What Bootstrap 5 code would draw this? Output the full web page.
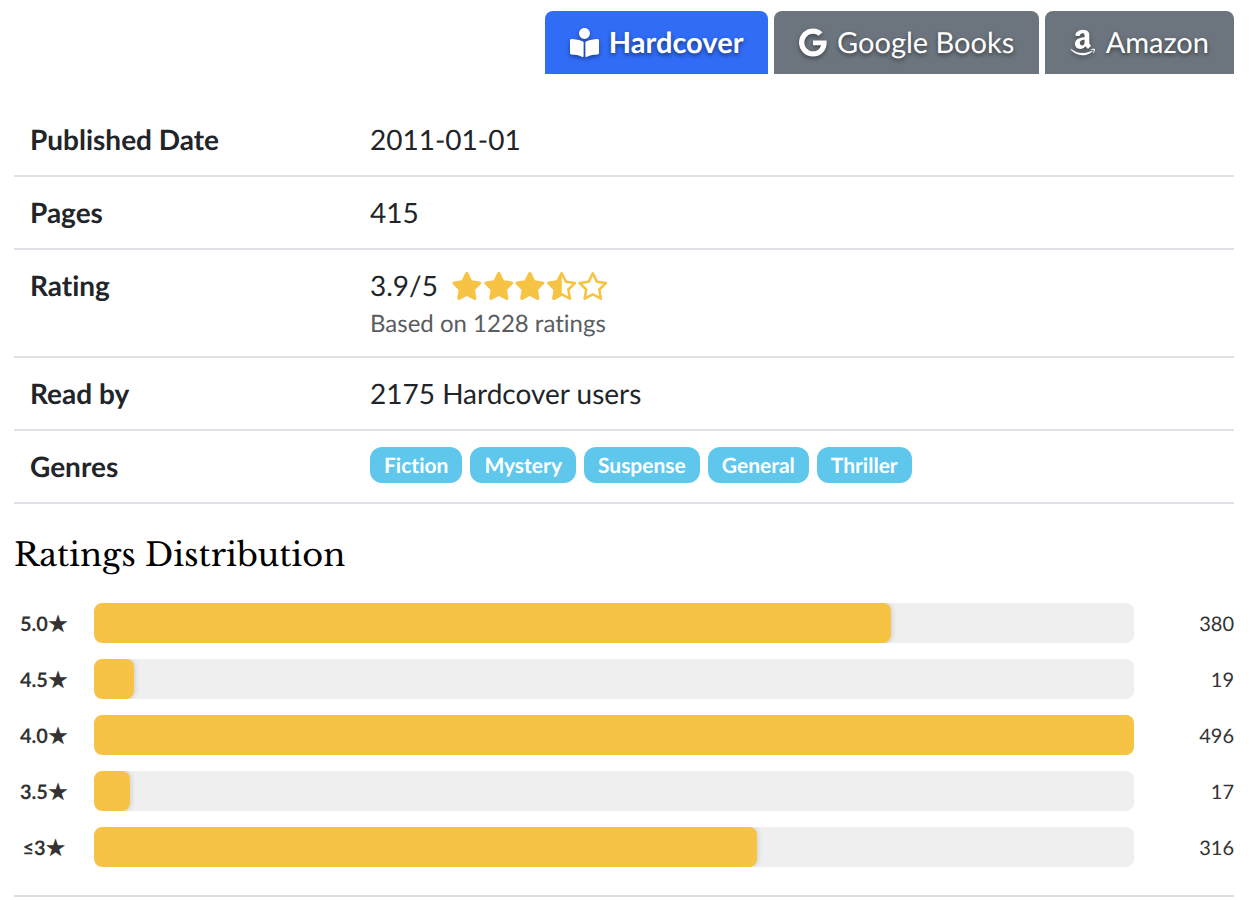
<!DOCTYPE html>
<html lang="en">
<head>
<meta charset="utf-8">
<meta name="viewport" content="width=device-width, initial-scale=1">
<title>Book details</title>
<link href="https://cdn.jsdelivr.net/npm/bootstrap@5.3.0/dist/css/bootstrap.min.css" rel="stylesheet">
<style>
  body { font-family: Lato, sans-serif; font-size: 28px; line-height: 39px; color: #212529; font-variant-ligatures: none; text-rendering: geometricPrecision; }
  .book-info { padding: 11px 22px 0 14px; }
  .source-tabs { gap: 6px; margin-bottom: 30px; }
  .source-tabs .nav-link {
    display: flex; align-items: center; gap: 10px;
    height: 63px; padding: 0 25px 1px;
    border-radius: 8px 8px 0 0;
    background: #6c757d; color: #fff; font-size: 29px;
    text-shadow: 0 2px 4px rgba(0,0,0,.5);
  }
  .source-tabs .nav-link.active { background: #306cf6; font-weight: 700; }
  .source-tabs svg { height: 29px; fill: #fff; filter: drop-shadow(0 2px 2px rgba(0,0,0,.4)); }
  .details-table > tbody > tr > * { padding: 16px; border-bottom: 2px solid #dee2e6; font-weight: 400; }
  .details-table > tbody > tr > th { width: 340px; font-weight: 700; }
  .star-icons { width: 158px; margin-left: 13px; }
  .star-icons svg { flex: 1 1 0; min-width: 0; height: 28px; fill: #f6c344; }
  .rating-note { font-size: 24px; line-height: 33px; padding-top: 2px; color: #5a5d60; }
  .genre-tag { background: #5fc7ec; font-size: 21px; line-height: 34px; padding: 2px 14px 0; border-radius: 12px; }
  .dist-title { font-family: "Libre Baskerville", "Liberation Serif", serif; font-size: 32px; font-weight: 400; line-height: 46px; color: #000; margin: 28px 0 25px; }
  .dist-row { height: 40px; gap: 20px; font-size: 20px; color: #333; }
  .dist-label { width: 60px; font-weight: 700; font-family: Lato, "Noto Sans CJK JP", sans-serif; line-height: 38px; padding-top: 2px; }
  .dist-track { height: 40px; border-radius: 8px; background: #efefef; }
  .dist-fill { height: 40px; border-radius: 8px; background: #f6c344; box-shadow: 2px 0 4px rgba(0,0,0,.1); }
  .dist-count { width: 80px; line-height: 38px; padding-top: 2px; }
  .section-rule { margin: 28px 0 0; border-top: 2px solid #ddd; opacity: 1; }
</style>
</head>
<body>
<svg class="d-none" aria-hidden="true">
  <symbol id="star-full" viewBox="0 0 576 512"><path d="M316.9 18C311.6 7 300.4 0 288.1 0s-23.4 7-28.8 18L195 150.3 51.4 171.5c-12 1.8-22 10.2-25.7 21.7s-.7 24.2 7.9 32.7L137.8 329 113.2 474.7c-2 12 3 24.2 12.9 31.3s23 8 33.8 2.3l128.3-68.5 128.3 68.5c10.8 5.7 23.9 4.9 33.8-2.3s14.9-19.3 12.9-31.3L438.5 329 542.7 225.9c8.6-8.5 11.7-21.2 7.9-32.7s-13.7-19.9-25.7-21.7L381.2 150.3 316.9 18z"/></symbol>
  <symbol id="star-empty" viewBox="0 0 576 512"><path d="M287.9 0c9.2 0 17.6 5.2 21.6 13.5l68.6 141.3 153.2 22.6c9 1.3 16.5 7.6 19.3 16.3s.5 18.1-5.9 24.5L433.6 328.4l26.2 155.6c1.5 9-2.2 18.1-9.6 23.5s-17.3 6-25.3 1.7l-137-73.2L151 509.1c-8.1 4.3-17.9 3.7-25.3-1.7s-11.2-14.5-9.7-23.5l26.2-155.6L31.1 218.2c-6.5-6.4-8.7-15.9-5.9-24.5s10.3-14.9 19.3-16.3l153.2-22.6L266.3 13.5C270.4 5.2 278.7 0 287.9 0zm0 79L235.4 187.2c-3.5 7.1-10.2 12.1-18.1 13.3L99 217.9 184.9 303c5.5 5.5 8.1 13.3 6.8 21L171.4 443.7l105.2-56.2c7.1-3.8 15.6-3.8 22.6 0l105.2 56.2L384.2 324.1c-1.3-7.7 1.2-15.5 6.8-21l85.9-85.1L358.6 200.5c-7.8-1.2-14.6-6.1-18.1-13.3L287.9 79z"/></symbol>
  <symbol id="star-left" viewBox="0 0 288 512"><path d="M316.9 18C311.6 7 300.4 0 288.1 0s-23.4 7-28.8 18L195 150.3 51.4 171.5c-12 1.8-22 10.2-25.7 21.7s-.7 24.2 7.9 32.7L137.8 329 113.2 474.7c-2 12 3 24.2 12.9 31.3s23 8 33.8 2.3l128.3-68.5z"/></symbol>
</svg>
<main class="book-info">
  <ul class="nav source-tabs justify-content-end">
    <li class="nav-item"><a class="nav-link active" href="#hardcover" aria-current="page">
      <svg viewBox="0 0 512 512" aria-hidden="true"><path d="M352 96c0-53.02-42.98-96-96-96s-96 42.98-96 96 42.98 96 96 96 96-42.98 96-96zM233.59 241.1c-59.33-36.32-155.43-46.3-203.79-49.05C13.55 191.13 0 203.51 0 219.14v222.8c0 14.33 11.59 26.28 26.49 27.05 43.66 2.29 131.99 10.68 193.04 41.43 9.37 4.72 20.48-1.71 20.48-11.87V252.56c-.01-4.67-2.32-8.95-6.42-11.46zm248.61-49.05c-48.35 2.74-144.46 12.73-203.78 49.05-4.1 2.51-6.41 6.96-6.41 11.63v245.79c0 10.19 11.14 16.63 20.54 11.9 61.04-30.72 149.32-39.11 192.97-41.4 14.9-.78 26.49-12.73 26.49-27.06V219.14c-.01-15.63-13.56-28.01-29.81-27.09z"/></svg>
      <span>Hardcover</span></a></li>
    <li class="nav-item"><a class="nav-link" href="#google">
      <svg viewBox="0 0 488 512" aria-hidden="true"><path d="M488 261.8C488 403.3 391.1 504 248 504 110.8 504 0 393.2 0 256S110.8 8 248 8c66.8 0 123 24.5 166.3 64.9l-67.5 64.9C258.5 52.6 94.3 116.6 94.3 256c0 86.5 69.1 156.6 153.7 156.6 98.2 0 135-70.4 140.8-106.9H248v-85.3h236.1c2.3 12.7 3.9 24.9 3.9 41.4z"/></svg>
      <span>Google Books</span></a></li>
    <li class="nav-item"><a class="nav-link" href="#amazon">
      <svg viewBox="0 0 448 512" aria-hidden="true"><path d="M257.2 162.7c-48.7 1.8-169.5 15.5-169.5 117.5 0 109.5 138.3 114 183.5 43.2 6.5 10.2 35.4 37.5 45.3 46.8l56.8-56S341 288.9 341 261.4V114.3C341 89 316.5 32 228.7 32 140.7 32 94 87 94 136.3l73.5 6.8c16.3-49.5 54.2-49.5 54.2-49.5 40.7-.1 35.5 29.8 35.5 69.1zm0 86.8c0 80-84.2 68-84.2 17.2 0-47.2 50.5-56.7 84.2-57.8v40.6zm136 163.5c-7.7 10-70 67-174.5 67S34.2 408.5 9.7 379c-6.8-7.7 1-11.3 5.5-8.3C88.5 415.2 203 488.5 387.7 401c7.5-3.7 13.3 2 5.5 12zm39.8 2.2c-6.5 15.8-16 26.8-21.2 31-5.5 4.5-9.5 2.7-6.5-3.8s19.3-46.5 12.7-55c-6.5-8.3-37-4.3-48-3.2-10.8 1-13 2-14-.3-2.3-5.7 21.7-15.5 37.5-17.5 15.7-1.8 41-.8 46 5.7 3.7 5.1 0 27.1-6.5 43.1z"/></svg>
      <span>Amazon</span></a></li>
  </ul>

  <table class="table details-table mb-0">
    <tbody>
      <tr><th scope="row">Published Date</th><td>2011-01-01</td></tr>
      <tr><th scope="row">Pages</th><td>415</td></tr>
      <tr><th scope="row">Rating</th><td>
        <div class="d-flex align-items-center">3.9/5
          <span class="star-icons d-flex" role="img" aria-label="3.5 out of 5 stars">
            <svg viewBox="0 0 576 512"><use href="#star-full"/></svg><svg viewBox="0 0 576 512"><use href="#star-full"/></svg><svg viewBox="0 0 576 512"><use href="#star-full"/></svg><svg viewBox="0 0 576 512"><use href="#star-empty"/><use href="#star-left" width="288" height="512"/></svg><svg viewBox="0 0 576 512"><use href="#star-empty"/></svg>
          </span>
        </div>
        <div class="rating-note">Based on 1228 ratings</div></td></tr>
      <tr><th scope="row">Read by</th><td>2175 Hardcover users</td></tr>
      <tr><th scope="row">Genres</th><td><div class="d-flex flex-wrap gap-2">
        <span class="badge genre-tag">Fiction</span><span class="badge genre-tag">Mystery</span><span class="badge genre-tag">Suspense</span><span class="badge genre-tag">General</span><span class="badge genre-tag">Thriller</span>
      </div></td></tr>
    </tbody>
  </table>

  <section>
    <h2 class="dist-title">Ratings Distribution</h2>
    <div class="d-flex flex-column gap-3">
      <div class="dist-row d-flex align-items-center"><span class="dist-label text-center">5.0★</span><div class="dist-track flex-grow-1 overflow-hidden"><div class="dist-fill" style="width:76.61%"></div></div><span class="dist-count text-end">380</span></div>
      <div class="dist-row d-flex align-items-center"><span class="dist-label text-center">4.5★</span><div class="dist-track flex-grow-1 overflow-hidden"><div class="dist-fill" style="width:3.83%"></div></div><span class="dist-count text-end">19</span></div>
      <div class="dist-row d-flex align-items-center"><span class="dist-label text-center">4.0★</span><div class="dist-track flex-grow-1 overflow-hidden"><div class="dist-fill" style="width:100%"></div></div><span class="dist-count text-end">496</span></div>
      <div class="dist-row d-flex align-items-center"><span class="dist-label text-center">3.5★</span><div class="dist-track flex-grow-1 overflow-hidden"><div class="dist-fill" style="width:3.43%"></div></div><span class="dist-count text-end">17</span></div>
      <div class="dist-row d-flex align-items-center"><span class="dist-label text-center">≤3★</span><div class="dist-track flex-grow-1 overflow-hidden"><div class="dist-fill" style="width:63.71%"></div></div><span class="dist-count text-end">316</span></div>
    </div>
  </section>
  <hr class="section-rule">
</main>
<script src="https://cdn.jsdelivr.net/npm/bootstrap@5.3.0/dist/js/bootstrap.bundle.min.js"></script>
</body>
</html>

PROBLEM DESCRIPTION |
Copy every line of the listing containing the string "full".

SOLUTION TO THE EXERCISE |
What Bootstrap 5 code would draw this? Output the full web page.
  <symbol id="star-full" viewBox="0 0 576 512"><path d="M316.9 18C311.6 7 300.4 0 288.1 0s-23.4 7-28.8 18L195 150.3 51.4 171.5c-12 1.8-22 10.2-25.7 21.7s-.7 24.2 7.9 32.7L137.8 329 113.2 474.7c-2 12 3 24.2 12.9 31.3s23 8 33.8 2.3l128.3-68.5 128.3 68.5c10.8 5.7 23.9 4.9 33.8-2.3s14.9-19.3 12.9-31.3L438.5 329 542.7 225.9c8.6-8.5 11.7-21.2 7.9-32.7s-13.7-19.9-25.7-21.7L381.2 150.3 316.9 18z"/></symbol>
            <svg viewBox="0 0 576 512"><use href="#star-full"/></svg><svg viewBox="0 0 576 512"><use href="#star-full"/></svg><svg viewBox="0 0 576 512"><use href="#star-full"/></svg><svg viewBox="0 0 576 512"><use href="#star-empty"/><use href="#star-left" width="288" height="512"/></svg><svg viewBox="0 0 576 512"><use href="#star-empty"/></svg>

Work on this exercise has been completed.